The Women Action Forum (WAF), Lahore, has highlighted many problems with the SNC. It argues that the SNC will give impetus to “sectarianism” and exclusive religious nationalism. It has also lamented that the SNC is a “gendered curriculum”, in which there is no mention of “strong and independent” Muslim women like Bibi Zainab. The role of Bibi Khadijah is only given as a passive wife and there is no mention of her role as a successful businesswoman. The history section of social studies contains no mention of the history of colonialism, popular struggles, women, peasants and minorities. It adds that the SNC will, among other things, “undermine minority religions and sects.”
The situation on the ground also remains grim in Pakistan. The plight of religious minorities remains an open secret. The outrage at the construction of a Hindu temple in Islamabad has not yet effaced from our memories. After a brief interregnum, Shia community is again being targeted for a few weeks across the country. Walls in the cities are again being graffitied with highly discriminatory and humiliating slogans against them. Social media websites have become a cesspool of expletives hurled exuberantly at them.
Anyone can testify that with every threat and firebrand oratory of some clerics against the Shia community, the space for the latter shrinks in public places, workplaces etc. Organized processions against them by proscribed outfits gravely jeopardize their life and property. These simmering sectarian tensions contain the potential to debilitate the already fragile intra-faith harmony in Pakistan. This landscape has recently impelled the Human Rights Commission of Pakistan to issue an alarming statement on September 5, 2020, pertaining to a “surge of blasphemy cases registered against Shia community.”

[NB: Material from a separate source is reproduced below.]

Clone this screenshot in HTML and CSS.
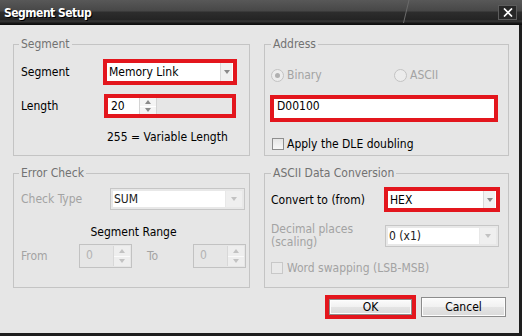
FILE: index.html
```html
<!DOCTYPE html>
<html lang="en">
<head>
<meta charset="utf-8">
<title>Segment Setup</title>
<link rel="stylesheet" href="styles.css">
</head>
<body>
<div class="window">
  <div class="titlebar">
    <span class="title">Segment Setup</span>
    <svg class="tab-edge" width="10" height="25" viewBox="0 0 10 25"><line x1="8" y1="0" x2="2.5" y2="23" stroke="#6b6b6b" stroke-width="1"/></svg>
    <span class="close"><svg width="10" height="9" viewBox="0 0 10 9"><path d="M1 0.5 L9 8.5 M9 0.5 L1 8.5" stroke="#fff" stroke-width="1.7" fill="none"/></svg></span>
  </div>
  <div class="client">
    <div class="groups">
      <fieldset class="group group-left">
        <legend>Segment</legend>
        <div class="row seg-row1">
          <span class="lbl lbl-seg">Segment</span>
          <span class="hl hl-seg">
            <span class="combo">
              <span class="combo-text">Memory Link</span>
              <span class="combo-btn"><i class="tri"></i></span>
            </span>
          </span>
        </div>
        <div class="row seg-row2">
          <span class="lbl lbl-len">Length</span>
          <span class="hl hl-len">
            <span class="spin-edit">20</span>
            <span class="spin-btns"><span class="sb"><i class="tri-up"></i></span><span class="sb"><i class="tri"></i></span></span>
          </span>
        </div>
        <div class="note">255 = Variable Length</div>
      </fieldset>

      <fieldset class="group group-right">
        <legend>Address</legend>
        <div class="row radio-row">
          <span class="radio-item first"><span class="radio checked"></span><span class="dis">Binary</span></span>
          <span class="radio-item"><span class="radio"></span><span class="dis">ASCII</span></span>
        </div>
        <div class="hl hl-addr"><span class="field">D00100</span></div>
        <div class="row check-row">
          <span class="check"></span><span>Apply the DLE doubling</span>
        </div>
      </fieldset>

      <fieldset class="group group-left">
        <legend>Error Check</legend>
        <div class="row ct-row">
          <span class="lbl lbl-ct dis">Check Type</span>
          <span class="dcombo dcombo-ct">
            <span class="dcombo-text">SUM</span>
            <span class="dcombo-btn"><i class="tri light"></i></span>
          </span>
        </div>
        <div class="range-title">Segment Range</div>
        <div class="row from-row">
          <span class="lbl lbl-from dis">From</span>
          <span class="dspin"><span class="dspin-text">0</span><span class="dspin-btns"><span class="dsb"><i class="tri-up light"></i></span><span class="dsb"><i class="tri light"></i></span></span></span>
          <span class="lbl lbl-to dis">To</span>
          <span class="dspin"><span class="dspin-text">0</span><span class="dspin-btns"><span class="dsb"><i class="tri-up light"></i></span><span class="dsb"><i class="tri light"></i></span></span></span>
        </div>
      </fieldset>

      <fieldset class="group group-right">
        <legend>ASCII Data Conversion</legend>
        <div class="row conv-row">
          <span class="lbl lbl-conv">Convert to (from)</span>
          <span class="hl hl-conv">
            <span class="combo">
              <span class="combo-text">HEX</span>
              <span class="combo-btn"><i class="tri"></i></span>
            </span>
          </span>
        </div>
        <div class="row dec-row">
          <span class="lbl lbl-dec dis">Decimal places<br>(scaling)</span>
          <span class="dcombo dcombo-dec">
            <span class="dcombo-text dis">0 (x1)</span>
            <span class="dcombo-btn"><i class="tri light"></i></span>
          </span>
        </div>
        <div class="row ws-row">
          <span class="check disabled"></span><span class="dis">Word swapping (LSB-MSB)</span>
        </div>
      </fieldset>
    </div>

    <div class="buttons">
      <span class="hl hl-ok"><span class="btn btn-ok">OK</span></span>
      <span class="btn btn-cancel">Cancel</span>
    </div>
  </div>
</div>
</body>
</html>
```

FILE: styles.css
```css
* { box-sizing: border-box; }
html, body { margin: 0; padding: 0; }
body {
  width: 522px;
  height: 336px;
  overflow: hidden;
  background: #1c1c1c;
  font-family: "DejaVu Sans Condensed", "DejaVu Sans", sans-serif;
  font-stretch: condensed;
  font-size: 12px;
  line-height: 14px;
  color: #000;
}
.window {
  width: 522px;
  height: 336px;
  display: flex;
  flex-direction: column;
  background: #1e1e1e;
}
.titlebar {
  position: relative;
  flex: none;
  height: 25px;
  display: flex;
  align-items: center;
  justify-content: space-between;
  padding: 0 4px 0 4px;
  background: linear-gradient(to bottom, #585858 0, #474747 11px, #2d2d2d 12px, #242424 20px, #3b3b3b 21px, #2a2a2a 22px, #0e0e0e 24px, #0e0e0e 25px);
}
.title {
  color: #fff;
  font-weight: bold;
  letter-spacing: -0.5px;
  text-shadow: 1px 1px 0 #000;
  margin-top: 1px;
}
.tab-edge { position: absolute; left: 401px; top: 0; }
.close {
  width: 19px;
  height: 15px;
  margin-right: 1px;
  display: flex;
  align-items: center;
  justify-content: center;
  background: #272727;
  border: 1px solid #5c5c5c;
}
.client {
  flex: 1;
  margin: 0 3px 3px 0;
  padding: 12px 0 0 13px;
  background: #e6e6e6;
}
.groups {
  display: grid;
  grid-template-columns: 237px 245px;
  grid-template-rows: 119px 122px;
  column-gap: 14px;
  row-gap: 10px;
}
.group {
  margin: 0;
  min-width: 0;
  border: 1px solid #c4c4c4;
  padding: 0 3px 0 6px;
}
legend {
  padding: 0 2px;
  line-height: 14px;
  color: #727272;
}
.group-left { padding-left: 7px; }
.group-left legend { margin-left: -2px; }
.group-right legend { margin-left: 0; }

.row { display: flex; align-items: center; }
.lbl { flex: none; }
.dis { color: #a3a3a3; }

.hl { border: 4px solid #e3161d; display: flex; flex: none; }

/* combo (enabled) */
.combo { flex: 1; display: flex; background: #fff; }
.combo-text { flex: 1; padding-left: 2px; line-height: 18px; }
.combo-btn {
  width: 12px;
  flex: none;
  display: flex;
  align-items: center;
  justify-content: center;
  background: #f1f1f1;
  border-left: 1px solid #d9d9d9;
  margin-right: 1px;
}
.tri {
  width: 0; height: 0;
  border-left: 3px solid transparent;
  border-right: 3px solid transparent;
  border-top: 4px solid #8a8a8a;
}
.tri-up {
  width: 0; height: 0;
  border-left: 3px solid transparent;
  border-right: 3px solid transparent;
  border-bottom: 4px solid #8a8a8a;
}
.tri.light { border-top-color: #c2c2c2; }
.tri-up.light { border-bottom-color: #c2c2c2; }

/* Segment group */
.seg-row1 { margin-top: 8px; height: 26px; }
.lbl-seg { width: 82px; }
.hl-seg { width: 134px; height: 26px; }
.seg-row2 { margin-top: 9px; height: 24px; }
.lbl-len { width: 83px; }
.hl-len { width: 132px; height: 24px; }
.spin-edit {
  width: 31px;
  background: #fff;
  padding-left: 3px;
  line-height: 16px;
}
.spin-btns {
  width: 18px;
  display: flex;
  flex-direction: column;
  background: #f4f4f4;
  border-left: 1px solid #d4d4d4;
  border-right: 1px solid #d4d4d4;
}
.sb { flex: 1; display: flex; align-items: center; justify-content: center; }
.sb + .sb { border-top: 1px solid #fff; }
.note { margin: 12px 0 0 86px; }

/* Address group */
.radio-row { margin-top: 17px; height: 14px; }
.radio-item { display: flex; align-items: center; }
.radio-item.first { width: 123px; }
.radio {
  width: 13px;
  height: 13px;
  border-radius: 50%;
  border: 1px solid #c3c3c3;
  background: #ececec;
  margin-right: 3px;
  display: flex;
  align-items: center;
  justify-content: center;
}
.radio.checked::after {
  content: "";
  width: 5px;
  height: 5px;
  border-radius: 50%;
  background: #b0b0b0;
}
.hl-addr { margin: 13px 0 0 -1px; width: 228px; height: 27px; }
.field { flex: 1; background: #fff; padding: 0 3px; line-height: 14px; }
.check-row { margin-top: 15px; height: 14px; }
.check {
  width: 12px;
  height: 12px;
  flex: none;
  border: 1px solid #8e8e8e;
  background: linear-gradient(#e6e6e6, #f8f8f8);
  margin: 0 3px 0 1px;
}
.check.disabled { border-color: #c8c8c8; background: #e9e9e9; margin: 0 4px 0 0; }

/* Error check group */
.ct-row { margin-top: 8px; height: 22px; }
.lbl-ct { width: 89px; }
.dcombo {
  flex: none;
  display: flex;
  border: 1px solid #c6c6c6;
  background: #e8e8e8;
  padding: 2px;
}
.dcombo-ct { width: 135px; height: 22px; }
.dcombo-text { flex: 1; background: #fff; padding-left: 1px; line-height: 16px; color: #202020; }
.dcombo-btn {
  width: 16px;
  flex: none;
  display: flex;
  align-items: center;
  justify-content: center;
  background: #efefef;
  margin-left: 1px;
}
.range-title { margin-top: 15px; text-align: center; }
.from-row { margin-top: 5px; height: 24px; }
.lbl-from { width: 58px; }
.lbl-to { width: 46px; margin-left: 15px; }
.dspin {
  flex: none;
  width: 53px;
  height: 24px;
  display: flex;
  border: 1px solid #c2c2c2;
  background: #e6e6e6;
  padding: 1px;
}
.dspin-text { flex: 1; color: #b3b3b3; padding-left: 5px; line-height: 18px; }
.dspin-btns {
  width: 17px;
  display: flex;
  flex-direction: column;
  border-left: 1px solid #d8d8d8;
}
.dsb { flex: 1; display: flex; align-items: center; justify-content: center; background: #eeeeee; }
.dsb + .dsb { border-top: 1px solid #fafafa; }

/* ASCII group */
.conv-row { margin-top: 7px; height: 25px; }
.lbl-conv { width: 113px; }
.hl-conv { width: 116px; height: 25px; }
.dec-row { margin-top: 13px; height: 22px; align-items: flex-start; }
.lbl-dec { width: 114px; margin-top: -2px; line-height: 13px; }
.dcombo-dec { width: 114px; height: 22px; }
.ws-row { margin-top: 14px; height: 14px; }

/* Buttons */
.buttons {
  display: flex;
  justify-content: flex-end;
  align-items: center;
  gap: 5px;
  margin-top: 7px;
  padding-right: 13px;
  height: 24px;
}
.hl-ok { width: 91px; height: 24px; }
.btn {
  display: flex;
  align-items: center;
  justify-content: center;
  border: 1px solid #8c8c8c;
  background: linear-gradient(to bottom, #fbfbfb 0, #f1f1f1 50%, #e4e4e4 51%, #dadada 100%);
  box-shadow: inset 0 0 0 1px #fdfdfd;
}
.btn-ok { flex: 1; }
.btn-cancel { width: 85px; height: 20px; }
```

Meanwhile, we now know that the policy of appeasement of militant organisations by the state was not only ill-conceived, it has also cost us dearly. We have been on the receiving end of terrorism, while ideologues have used militants to propagate divisiveness and spread hate. The National Action Plan (NAP) with its raison d’être to curb the scourge of terrorism soon lost steam as it was understaffed and under-resourced. Today it exists in a completely militarised form.
We have, first and foremost, to acknowledge that a problem exists. In Stanton’s terminology, we have to come out of “denial”. The problem needs to be identified, as in the words of the novelist Khushwant Singh, “Consciousness of the bad is an essential prerequisite to the promotion of the good.”. Rule of law must be non-discriminatory and should apply equally to all. Cyber Crime Agency of FIA must raise the ante against the use of social media websites and cyberspace to fuel sectarian propaganda or nudge violence against any social or religious group. Police should demonstrate readiness for taking the bull by its horns and it must desist from lodging a glut of FIRs under blasphemy laws against any minority sect on spurious grounds. Incendiary speeches against any group must be dealt with with utmost stringency according to the prescribed laws. Most of all, state institutions must not jump on propaganda bandwagons against any group, as this can carry irreparable consequences for the safety and stability of the country.
There is much to be said on this topic, as there are myriad interconnected aspects that lead to the rise of majoritarianism and toward genocide. We cannot afford to allow this Frankenstein monster to raise its head among us. The state must act in more than a perfunctory manner if it wants to maintain the hard-won gains of Zarb-e-Azb and Radd-ul-Fasaad, as well as keep its image of being a responsible and stable country internationally.